— BEGIN Exercise inputs —

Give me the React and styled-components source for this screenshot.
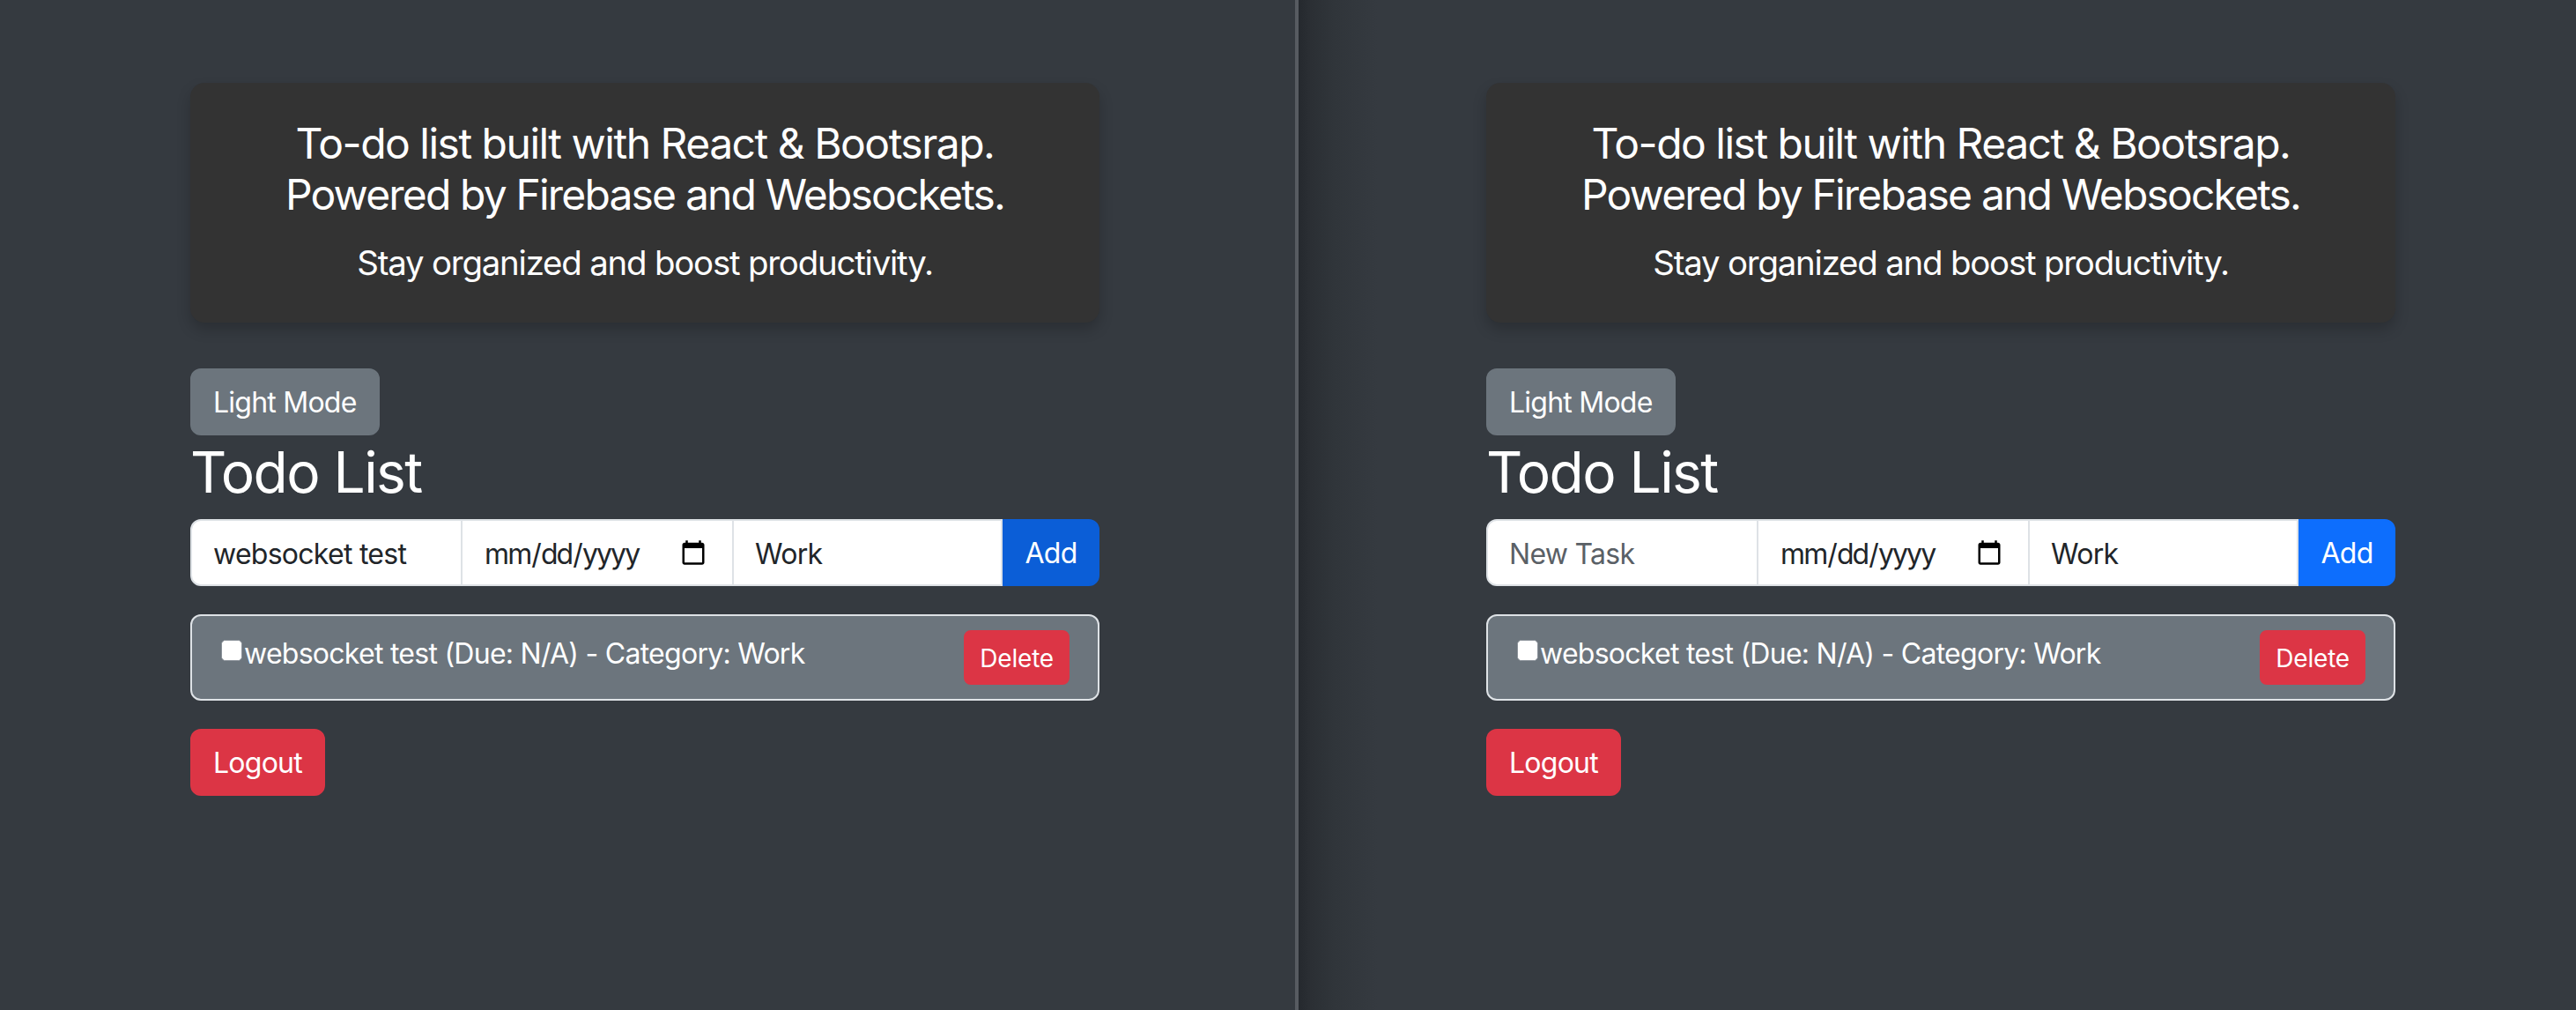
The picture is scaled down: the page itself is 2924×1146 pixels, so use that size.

— END Exercise inputs —
— BEGIN Exercise inputs —

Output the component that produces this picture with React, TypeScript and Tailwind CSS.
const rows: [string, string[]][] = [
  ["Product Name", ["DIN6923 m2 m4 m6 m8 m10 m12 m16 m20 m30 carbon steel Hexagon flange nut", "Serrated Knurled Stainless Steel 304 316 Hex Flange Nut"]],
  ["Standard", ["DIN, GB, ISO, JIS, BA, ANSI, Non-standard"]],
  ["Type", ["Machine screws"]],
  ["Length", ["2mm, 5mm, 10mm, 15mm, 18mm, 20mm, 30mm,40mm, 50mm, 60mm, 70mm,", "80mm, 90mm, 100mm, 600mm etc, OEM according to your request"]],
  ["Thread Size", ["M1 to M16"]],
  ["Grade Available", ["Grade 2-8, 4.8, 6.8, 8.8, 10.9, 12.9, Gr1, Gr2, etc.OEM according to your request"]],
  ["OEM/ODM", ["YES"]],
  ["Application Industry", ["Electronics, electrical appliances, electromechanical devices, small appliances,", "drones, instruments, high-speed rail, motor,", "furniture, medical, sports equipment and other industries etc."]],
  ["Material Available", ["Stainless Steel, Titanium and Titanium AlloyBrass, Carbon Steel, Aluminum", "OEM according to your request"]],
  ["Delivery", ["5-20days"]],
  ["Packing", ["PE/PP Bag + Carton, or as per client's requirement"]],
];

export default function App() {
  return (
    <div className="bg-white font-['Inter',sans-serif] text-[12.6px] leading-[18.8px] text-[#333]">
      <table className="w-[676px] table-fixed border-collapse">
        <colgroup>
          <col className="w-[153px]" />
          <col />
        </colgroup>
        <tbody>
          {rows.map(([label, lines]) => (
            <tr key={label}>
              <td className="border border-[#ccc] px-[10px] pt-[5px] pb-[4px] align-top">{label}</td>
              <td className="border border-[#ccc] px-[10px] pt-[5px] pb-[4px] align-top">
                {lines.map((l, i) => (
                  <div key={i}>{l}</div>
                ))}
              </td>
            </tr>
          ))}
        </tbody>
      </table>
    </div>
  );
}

— END Exercise inputs —

-- What is needed --
Leave the pictures out and print, exactly as written, every line from the one holding "Give me the" down to the one holding "The picture is", both of those included.

-- Expected answer --
Give me the React and styled-components source for this screenshot.
The picture is scaled down: the page itself is 2924×1146 pixels, so use that size.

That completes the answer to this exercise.